AISLED is bleh (41D: Designed with passageways), but mostly the fill just feels stale. ENOLA ADESTE IDES OREO OPEC ANTE INBED DOSED (a verb I only see in xwords). And names. A ton of names. TALIA DRNO IDRIS EMMA EZRA ELSA JEAN STEELE. Even the longer answers feel last century. Is RAISIN BRAN still a big seller (3D: Kellogg's cereal with a purple box)? Do people still play CANDYLAND? (10D: Game with Lollipop Woods and Gumdrop Mountains) This puzzle feels like it's from my teenage years. Except for E*TRADE. But when your one (non-IDRIS) modern answer is E*TRADE, which is itself old by now, I don't think you've improved things much. It's good for puzzles to have some balance, but this one feels heavily tilted toward yesteryear. Clues on TESLA (33D: Automaker with a Cybertruck) and EMMA (5A: Stone on a set) and ENOLA (27D: "___ Holmes" (streaming film about Sherlock's sister) try their best to add some currency, but to little avail.

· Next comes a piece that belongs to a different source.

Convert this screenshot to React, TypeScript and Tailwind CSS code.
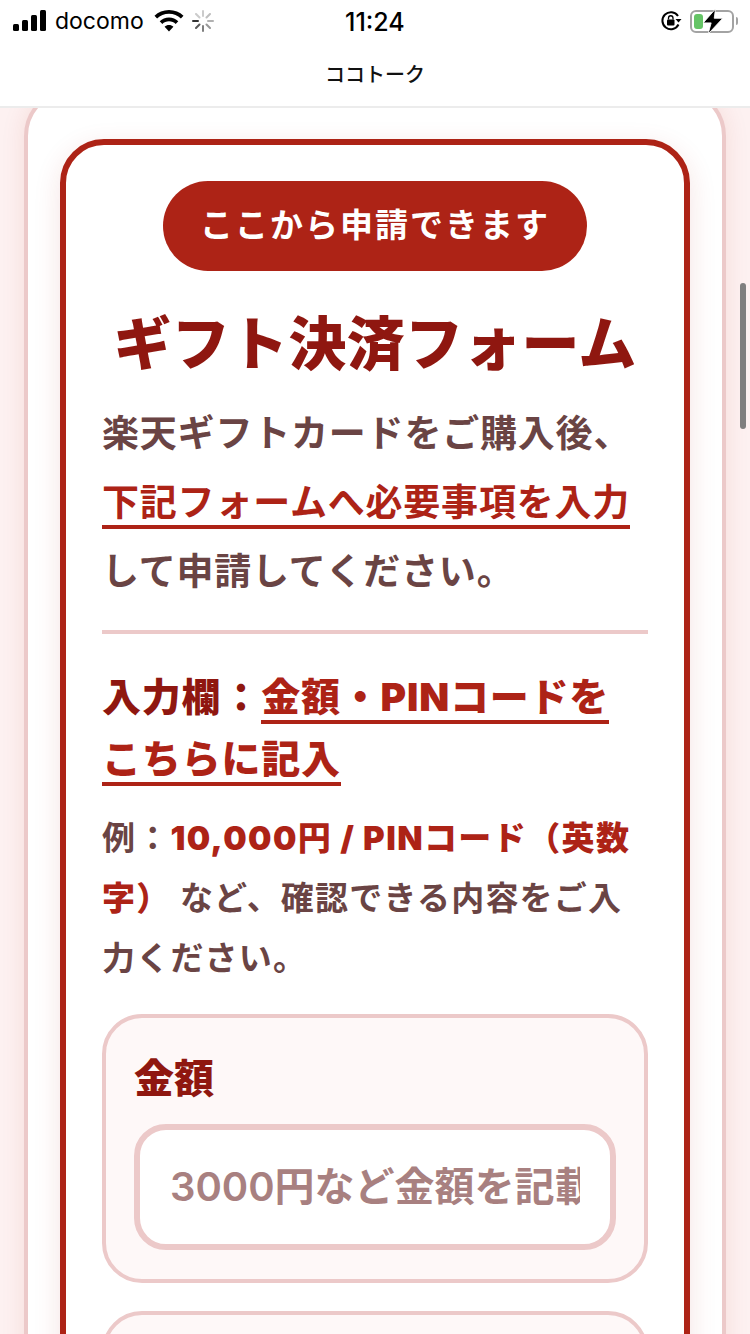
import React from 'react';

const font = { fontFamily: 'Inter, "Noto Sans CJK JP", sans-serif' };

const StatusBar = () => (
  <div className="h-[42px] flex items-center justify-between pl-[13px] pr-[12px] relative">
    <div className="flex items-center">
      <svg width="34" height="22" viewBox="0 0 34 22" fill="#000">
        <rect x="0" y="14" width="6" height="7" rx="1.5" />
        <rect x="9" y="10" width="6" height="11" rx="1.5" />
        <rect x="18" y="5" width="6" height="16" rx="1.5" />
        <rect x="27" y="0" width="6" height="21" rx="1.5" />
      </svg>
      <span className="ml-[8px] text-[23px] leading-none text-black">docomo</span>
      <svg className="ml-[10px]" width="30" height="22" viewBox="0 0 30 22" fill="#000">
        <path d="M15 0C9.3 0 4.2 2.2.5 5.8l2.6 2.8C6.2 5.6 10.4 3.8 15 3.8s8.8 1.8 11.9 4.8l2.6-2.8C25.8 2.2 20.7 0 15 0z" />
        <path d="M15 7.5c-3.6 0-6.9 1.4-9.3 3.7l2.6 2.8C10 12.300 12.400 11.300 15 11.300s5 1 6.700 2.700l2.600-2.800C21.900 8.900 18.600 7.500 15 7.500z" />
        <path d="M15 15c-1.700 0-3.200.6-4.400 1.700L15 21.500l4.400-4.800C18.200 15.600 16.700 15 15 15z" />
      </svg>
      <svg className="ml-[8px]" width="22" height="22" viewBox="0 0 22 22" stroke="#000" strokeWidth="2" strokeLinecap="round">
        <path d="M11 1v5" opacity="0.2" />
        <path d="M18 4l-3.500 3.500" opacity="0.25" />
        <path d="M21 11h-5" opacity="0.3" />
        <path d="M18 18l-3.500-3.500" opacity="0.4" />
        <path d="M11 21v-5" opacity="0.5" />
        <path d="M4 18l3.500-3.500" opacity="0.65" />
        <path d="M1 11h5" opacity="0.8" />
        <path d="M4 4l3.500 3.500" opacity="0.2" />
      </svg>
    </div>
    <span className="absolute left-[345px] top-[7px] text-[25px] leading-[30px] font-medium text-black">11:24</span>
    <div className="flex items-center">
      <svg width="22" height="22" viewBox="0 0 22 22" fill="none">
        <path d="M18.500 14.500A8.500 8.500 0 1 1 18 6" stroke="#000" strokeWidth="2" />
        <path d="M15.500 9h6l-3 3.500z" fill="#000" />
        <rect x="7" y="9.500" width="7.500" height="6" rx="1" fill="#000" />
        <path d="M8.500 9.500V8a2.200 2.200 0 0 1 4.500 0v1.500" stroke="#000" strokeWidth="1.300" />
      </svg>
      <div className="ml-[8px] relative w-[44px] h-[23px] border-2 border-[#a3a3a3] rounded-[6px]">
        <div className="absolute left-[2px] top-[2px] w-[9px] h-[15px] rounded-[3px] bg-[#65c466]" />
        <svg className="absolute left-[10px] top-[-3px]" width="22" height="25" viewBox="0 0 18 27" preserveAspectRatio="none" fill="#000" stroke="#fff" strokeWidth="0.800">
          <path d="M11 0L1 15h6.500L5 27 17 10h-7z" />
        </svg>
      </div>
      <div className="ml-[2px] w-[2px] h-[8px] rounded-r bg-[#a3a3a3]" />
    </div>
  </div>
);

export default function App() {
  return (
    <div className="h-[1334px] w-[750px] overflow-hidden flex flex-col relative" style={font}>
      <header className="h-[108px] shrink-0 bg-white border-b-2 border-[#ececec] z-10">
        <StatusBar />
        <div className="text-center text-[20px] leading-[28px] mt-[19px] font-medium text-[#111]">ココトーク</div>
      </header>

      <main className="flex-1 overflow-hidden bg-[#fdf1f1] px-[24px]">
        <div className="-mt-[20px] bg-white border-4 border-[#ecc9c9] rounded-[48px] px-[32px] pt-[47px] pb-[40px] shadow-[0_0_24px_rgba(173,35,22,0.1)]">
          <section className="border-[6px] border-[#ad2316] rounded-[44px] bg-white px-[36px] pt-[36px] pb-[40px] shadow-[0_8px_28px_rgba(173,35,22,0.12)]">
            <div className="flex justify-center">
              <div className="w-[424px] h-[90px] rounded-full bg-[#ad2316] text-white text-[33px] font-bold tracking-[2px] flex items-center justify-center">
                ここから申請できます
              </div>
            </div>

            <h1 className="mt-[33px] text-center text-[58px] leading-[80px] tracking-[0.3px] font-black text-[#8f1710] whitespace-nowrap">
              ギフト決済フォーム
            </h1>

            <p className="mt-[15px] text-[37px] leading-[69px] tracking-[0.8px] font-semibold text-[#6a4444]">
              楽天ギフトカードをご購入後、
              <br />
              <span className="font-bold text-[#ad2316] border-b-4 border-[#ad2316]">下記フォームへ必要事項を入力</span>
              <br />
              して申請してください。
            </p>

            <div className="mt-[24px] h-[4px] bg-[#ecc9c9]" />

            <h2 className="mt-[32px] text-[39px] leading-[62px] tracking-[0.8px] font-black text-[#8f1710]">
              入力欄：
              <span className="text-[#ad2316] border-b-4 border-[#ad2316]">金額・PINコードを</span>
              <br />
              <span className="text-[#ad2316] border-b-4 border-[#ad2316]">こちらに記入</span>
            </h2>

            <p className="mt-[18px] text-[33px] leading-[60px] tracking-[1.2px] font-semibold text-[#6a4444]">
              例：<span className="font-black tracking-[1.4px] text-[#ad2316]">10,000円 / PINコード（英数</span>
              <br />
              <span className="font-black text-[#ad2316]">字）</span> など、確認できる内容をご入
              <br />
              力ください。
            </p>

            <div className="mt-[26px] border-4 border-[#ecc9c9] rounded-[40px] bg-[#fef8f8] px-[28px] pt-[30px] pb-[29px]">
              <div className="text-[40px] leading-[62px] font-black text-[#8f1710]">金額</div>
              <div className="mt-[14px] h-[126px] border-[6px] border-[#ecc9c9] rounded-[32px] bg-white px-[30px] flex items-center">
                <div className="overflow-hidden whitespace-nowrap text-[40px] font-semibold text-[#a88080]">3000円など金額を記載してください</div>
              </div>
            </div>

            <div className="mt-[28px] h-[200px] border-4 border-[#ecc9c9] rounded-[40px] bg-[#fef8f8]" />
          </section>
        </div>
      </main>

      <div className="absolute right-[4px] top-[283px] w-[6px] h-[146px] rounded-full bg-[#7f7f7f]" />
    </div>
  );
}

This was a typically easy Tuesday puzzle in most respects. Hardest part for me, by far, was the 1-Across / 1-Down crossing. I have no idea where EZRA is in the Bible, it turns out (1A: Book after II Chronicles). If it's a book of the Bible in four letters, I tend to want ACTS, but not today! And that clue on ELSA, yeesh (1D: Woman's name that's also the first four letters of a Central American country name). You really have to run through your Central American rolodex before you alight on EL SAlvador. I didn't even bother to try—just got the letter entirely from crosses. After that, my only stumbles were FORMED ALLIANCES (instead of FORGED) and a bizarre inability to get INCENTIVES, even after I had IN-ENTI-ES in place (31D: Deal sweeteners). Kept seeing INTESTINES. Sigh. See you tomorrow.